** Task material **

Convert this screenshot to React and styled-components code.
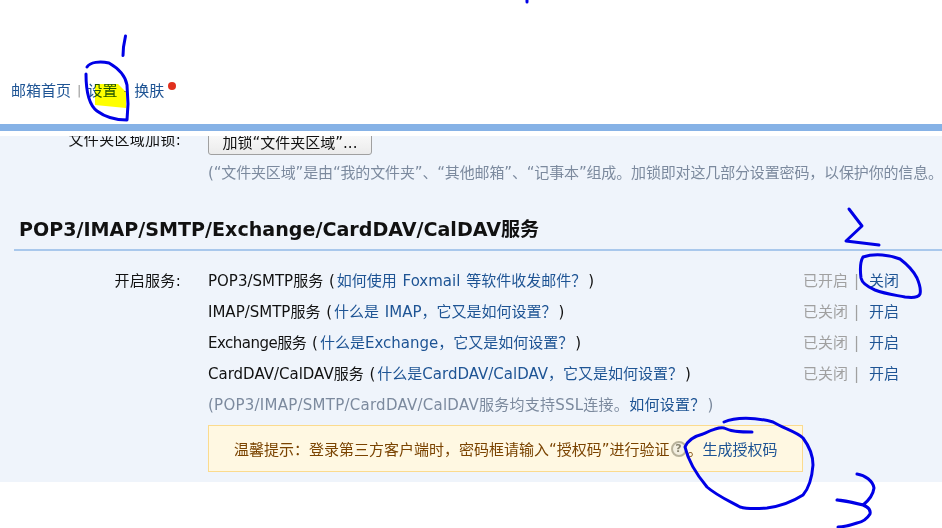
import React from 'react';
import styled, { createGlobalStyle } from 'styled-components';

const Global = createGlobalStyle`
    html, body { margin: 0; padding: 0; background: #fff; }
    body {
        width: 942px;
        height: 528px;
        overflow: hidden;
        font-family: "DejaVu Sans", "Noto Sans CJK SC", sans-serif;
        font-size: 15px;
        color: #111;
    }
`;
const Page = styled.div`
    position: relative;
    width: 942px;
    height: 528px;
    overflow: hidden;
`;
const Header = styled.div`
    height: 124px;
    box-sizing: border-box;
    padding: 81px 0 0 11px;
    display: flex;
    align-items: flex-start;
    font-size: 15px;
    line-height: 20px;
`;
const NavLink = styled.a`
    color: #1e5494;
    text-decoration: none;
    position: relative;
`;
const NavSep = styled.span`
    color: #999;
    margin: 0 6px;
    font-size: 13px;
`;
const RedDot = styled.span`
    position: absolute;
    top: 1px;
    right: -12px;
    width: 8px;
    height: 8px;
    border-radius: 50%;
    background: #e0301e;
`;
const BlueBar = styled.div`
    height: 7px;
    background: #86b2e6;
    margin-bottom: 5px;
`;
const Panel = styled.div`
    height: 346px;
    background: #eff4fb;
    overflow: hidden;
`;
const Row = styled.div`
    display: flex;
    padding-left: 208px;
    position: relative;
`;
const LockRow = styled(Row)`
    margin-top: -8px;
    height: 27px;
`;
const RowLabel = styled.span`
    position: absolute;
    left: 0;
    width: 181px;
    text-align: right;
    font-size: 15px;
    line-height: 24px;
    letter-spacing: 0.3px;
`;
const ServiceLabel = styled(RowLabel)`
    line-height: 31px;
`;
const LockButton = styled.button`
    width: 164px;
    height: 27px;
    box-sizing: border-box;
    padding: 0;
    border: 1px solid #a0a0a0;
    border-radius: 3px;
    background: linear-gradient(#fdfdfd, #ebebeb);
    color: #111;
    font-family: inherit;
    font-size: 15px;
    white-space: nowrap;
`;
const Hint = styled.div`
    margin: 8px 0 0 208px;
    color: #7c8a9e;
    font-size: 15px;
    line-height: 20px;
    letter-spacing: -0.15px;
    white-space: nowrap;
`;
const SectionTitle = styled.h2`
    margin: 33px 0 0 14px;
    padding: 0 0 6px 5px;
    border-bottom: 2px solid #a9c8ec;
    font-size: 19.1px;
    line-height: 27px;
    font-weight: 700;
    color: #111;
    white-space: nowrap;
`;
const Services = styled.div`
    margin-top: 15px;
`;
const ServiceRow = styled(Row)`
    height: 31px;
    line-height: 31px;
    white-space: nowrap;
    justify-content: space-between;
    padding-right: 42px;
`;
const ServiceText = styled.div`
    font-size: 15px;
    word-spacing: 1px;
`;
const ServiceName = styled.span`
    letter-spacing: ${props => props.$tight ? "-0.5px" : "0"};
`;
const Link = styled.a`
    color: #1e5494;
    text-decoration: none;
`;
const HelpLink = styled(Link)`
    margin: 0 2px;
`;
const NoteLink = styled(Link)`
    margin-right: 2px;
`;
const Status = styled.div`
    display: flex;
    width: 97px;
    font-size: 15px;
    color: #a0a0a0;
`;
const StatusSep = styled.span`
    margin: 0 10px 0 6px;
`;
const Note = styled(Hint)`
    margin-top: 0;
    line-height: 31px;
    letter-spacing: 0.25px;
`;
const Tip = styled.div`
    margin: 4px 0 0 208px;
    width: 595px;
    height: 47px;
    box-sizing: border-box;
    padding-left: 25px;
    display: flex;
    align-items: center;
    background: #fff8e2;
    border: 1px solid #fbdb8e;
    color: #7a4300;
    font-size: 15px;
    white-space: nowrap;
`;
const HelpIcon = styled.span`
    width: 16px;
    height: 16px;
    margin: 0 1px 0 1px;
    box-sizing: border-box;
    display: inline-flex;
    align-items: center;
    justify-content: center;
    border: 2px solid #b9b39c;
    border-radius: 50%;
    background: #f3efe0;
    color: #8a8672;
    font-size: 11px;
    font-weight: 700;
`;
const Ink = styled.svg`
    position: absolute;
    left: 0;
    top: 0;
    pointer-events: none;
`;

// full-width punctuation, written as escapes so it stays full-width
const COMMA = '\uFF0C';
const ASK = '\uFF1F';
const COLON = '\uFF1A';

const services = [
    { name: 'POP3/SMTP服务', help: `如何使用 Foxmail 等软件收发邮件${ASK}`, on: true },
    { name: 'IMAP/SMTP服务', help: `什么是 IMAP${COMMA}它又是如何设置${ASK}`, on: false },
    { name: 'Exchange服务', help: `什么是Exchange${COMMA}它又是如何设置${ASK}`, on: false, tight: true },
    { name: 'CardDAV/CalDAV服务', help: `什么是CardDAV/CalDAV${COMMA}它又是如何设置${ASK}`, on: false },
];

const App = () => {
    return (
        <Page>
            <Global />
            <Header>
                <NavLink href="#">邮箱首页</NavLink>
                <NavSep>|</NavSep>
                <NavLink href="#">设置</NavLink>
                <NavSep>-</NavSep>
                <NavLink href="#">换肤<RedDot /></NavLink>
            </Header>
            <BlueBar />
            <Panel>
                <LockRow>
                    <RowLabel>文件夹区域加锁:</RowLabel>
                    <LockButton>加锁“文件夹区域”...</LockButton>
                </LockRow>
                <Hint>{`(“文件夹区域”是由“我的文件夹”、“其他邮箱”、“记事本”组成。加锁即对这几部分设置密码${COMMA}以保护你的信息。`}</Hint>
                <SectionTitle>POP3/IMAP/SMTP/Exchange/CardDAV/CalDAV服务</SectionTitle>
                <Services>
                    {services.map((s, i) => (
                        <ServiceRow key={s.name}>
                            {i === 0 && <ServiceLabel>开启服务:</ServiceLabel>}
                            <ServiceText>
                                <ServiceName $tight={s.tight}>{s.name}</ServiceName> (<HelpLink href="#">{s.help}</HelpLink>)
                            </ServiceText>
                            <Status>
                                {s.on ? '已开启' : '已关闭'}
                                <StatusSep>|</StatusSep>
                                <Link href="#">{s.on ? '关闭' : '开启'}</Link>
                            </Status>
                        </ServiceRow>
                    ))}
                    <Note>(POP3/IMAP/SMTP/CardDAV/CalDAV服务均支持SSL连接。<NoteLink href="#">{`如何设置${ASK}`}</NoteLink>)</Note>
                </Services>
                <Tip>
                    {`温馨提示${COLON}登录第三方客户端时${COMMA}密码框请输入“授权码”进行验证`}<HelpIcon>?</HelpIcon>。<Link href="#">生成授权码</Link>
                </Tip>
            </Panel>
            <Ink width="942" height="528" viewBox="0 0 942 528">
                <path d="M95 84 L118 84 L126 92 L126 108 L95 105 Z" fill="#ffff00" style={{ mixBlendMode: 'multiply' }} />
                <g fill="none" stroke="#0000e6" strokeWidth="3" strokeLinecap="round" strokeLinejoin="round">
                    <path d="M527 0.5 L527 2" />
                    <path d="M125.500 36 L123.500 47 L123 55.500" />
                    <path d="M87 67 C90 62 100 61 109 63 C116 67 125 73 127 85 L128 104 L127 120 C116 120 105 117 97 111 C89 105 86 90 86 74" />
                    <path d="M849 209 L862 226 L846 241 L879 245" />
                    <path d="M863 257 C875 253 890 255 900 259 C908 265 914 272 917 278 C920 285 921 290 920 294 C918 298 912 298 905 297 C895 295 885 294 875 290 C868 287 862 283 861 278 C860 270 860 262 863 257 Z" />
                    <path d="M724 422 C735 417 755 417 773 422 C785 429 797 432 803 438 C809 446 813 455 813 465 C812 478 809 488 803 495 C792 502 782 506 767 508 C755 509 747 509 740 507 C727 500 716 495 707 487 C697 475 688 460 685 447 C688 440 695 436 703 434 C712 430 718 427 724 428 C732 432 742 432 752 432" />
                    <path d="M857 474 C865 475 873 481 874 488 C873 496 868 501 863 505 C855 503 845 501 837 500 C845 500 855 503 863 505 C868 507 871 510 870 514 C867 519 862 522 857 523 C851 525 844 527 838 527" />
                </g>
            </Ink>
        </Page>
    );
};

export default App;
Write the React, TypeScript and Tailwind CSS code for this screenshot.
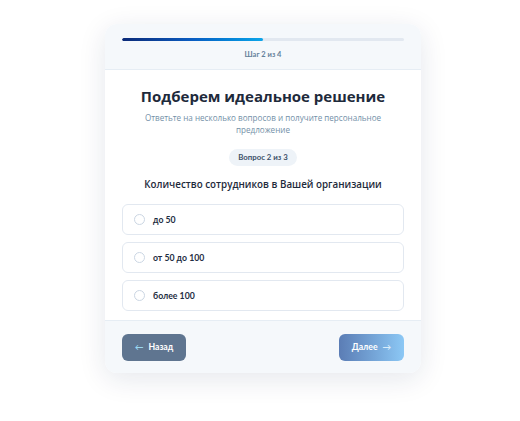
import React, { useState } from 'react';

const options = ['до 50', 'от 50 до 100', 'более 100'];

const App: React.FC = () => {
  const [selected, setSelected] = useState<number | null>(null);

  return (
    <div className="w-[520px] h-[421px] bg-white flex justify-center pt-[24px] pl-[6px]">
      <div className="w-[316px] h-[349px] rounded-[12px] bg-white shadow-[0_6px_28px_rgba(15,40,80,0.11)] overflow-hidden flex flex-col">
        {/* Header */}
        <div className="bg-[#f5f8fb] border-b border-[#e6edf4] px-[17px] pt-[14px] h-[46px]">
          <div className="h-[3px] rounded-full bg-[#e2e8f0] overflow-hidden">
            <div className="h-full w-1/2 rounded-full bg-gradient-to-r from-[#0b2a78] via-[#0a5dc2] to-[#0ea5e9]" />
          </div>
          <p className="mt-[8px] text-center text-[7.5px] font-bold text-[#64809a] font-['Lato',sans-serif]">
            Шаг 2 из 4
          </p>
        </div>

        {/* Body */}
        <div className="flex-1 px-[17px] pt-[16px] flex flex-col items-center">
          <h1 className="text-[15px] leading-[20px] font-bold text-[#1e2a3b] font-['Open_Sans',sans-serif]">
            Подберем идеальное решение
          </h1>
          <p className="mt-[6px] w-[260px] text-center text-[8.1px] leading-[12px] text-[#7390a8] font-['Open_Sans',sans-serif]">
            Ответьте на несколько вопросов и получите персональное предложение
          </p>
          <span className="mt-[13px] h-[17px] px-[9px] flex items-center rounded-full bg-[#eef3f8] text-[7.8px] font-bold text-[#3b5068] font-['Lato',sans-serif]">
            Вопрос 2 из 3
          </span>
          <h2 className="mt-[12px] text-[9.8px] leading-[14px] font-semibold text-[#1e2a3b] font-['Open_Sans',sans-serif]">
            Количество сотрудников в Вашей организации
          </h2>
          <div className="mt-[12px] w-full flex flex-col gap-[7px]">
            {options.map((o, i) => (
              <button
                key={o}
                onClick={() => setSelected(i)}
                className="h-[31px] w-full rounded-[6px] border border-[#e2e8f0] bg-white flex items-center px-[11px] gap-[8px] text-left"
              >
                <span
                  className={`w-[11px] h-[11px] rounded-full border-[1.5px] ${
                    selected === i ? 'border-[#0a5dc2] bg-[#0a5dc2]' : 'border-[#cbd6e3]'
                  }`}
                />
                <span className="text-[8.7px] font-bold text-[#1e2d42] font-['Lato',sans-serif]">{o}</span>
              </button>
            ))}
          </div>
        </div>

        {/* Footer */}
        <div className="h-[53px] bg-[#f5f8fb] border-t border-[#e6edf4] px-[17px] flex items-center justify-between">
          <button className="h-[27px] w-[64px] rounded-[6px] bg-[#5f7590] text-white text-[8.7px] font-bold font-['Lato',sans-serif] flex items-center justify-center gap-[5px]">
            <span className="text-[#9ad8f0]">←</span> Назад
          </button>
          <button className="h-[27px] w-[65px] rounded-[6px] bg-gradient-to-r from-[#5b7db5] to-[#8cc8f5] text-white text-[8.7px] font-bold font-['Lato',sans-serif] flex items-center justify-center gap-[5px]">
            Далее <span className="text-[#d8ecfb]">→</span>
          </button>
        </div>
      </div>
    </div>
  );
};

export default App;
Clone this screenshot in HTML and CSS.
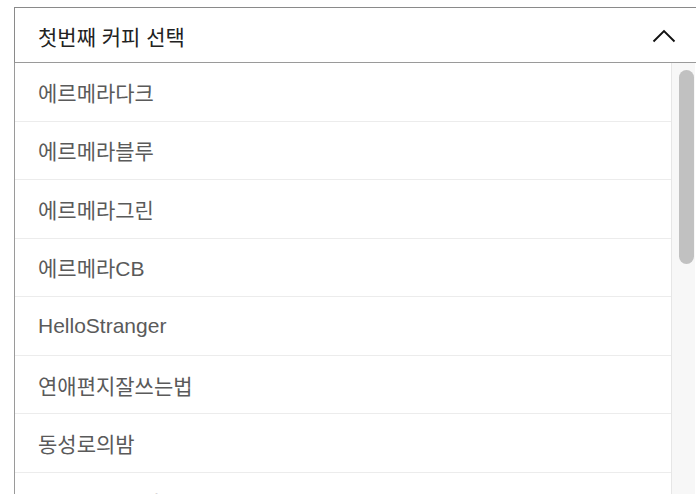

** Short exercise **
From the records above, quote word for word only the lines beginning at the line that has "Write the React, TypeScript" and stopping after the line that has "const [selected, setSelected]". Omit the pictures.

** Reply to the task **
Write the React, TypeScript and Tailwind CSS code for this screenshot.
import React, { useState } from 'react';

const options = ['до 50', 'от 50 до 100', 'более 100'];

const App: React.FC = () => {
  const [selected, setSelected] = useState<number | null>(null);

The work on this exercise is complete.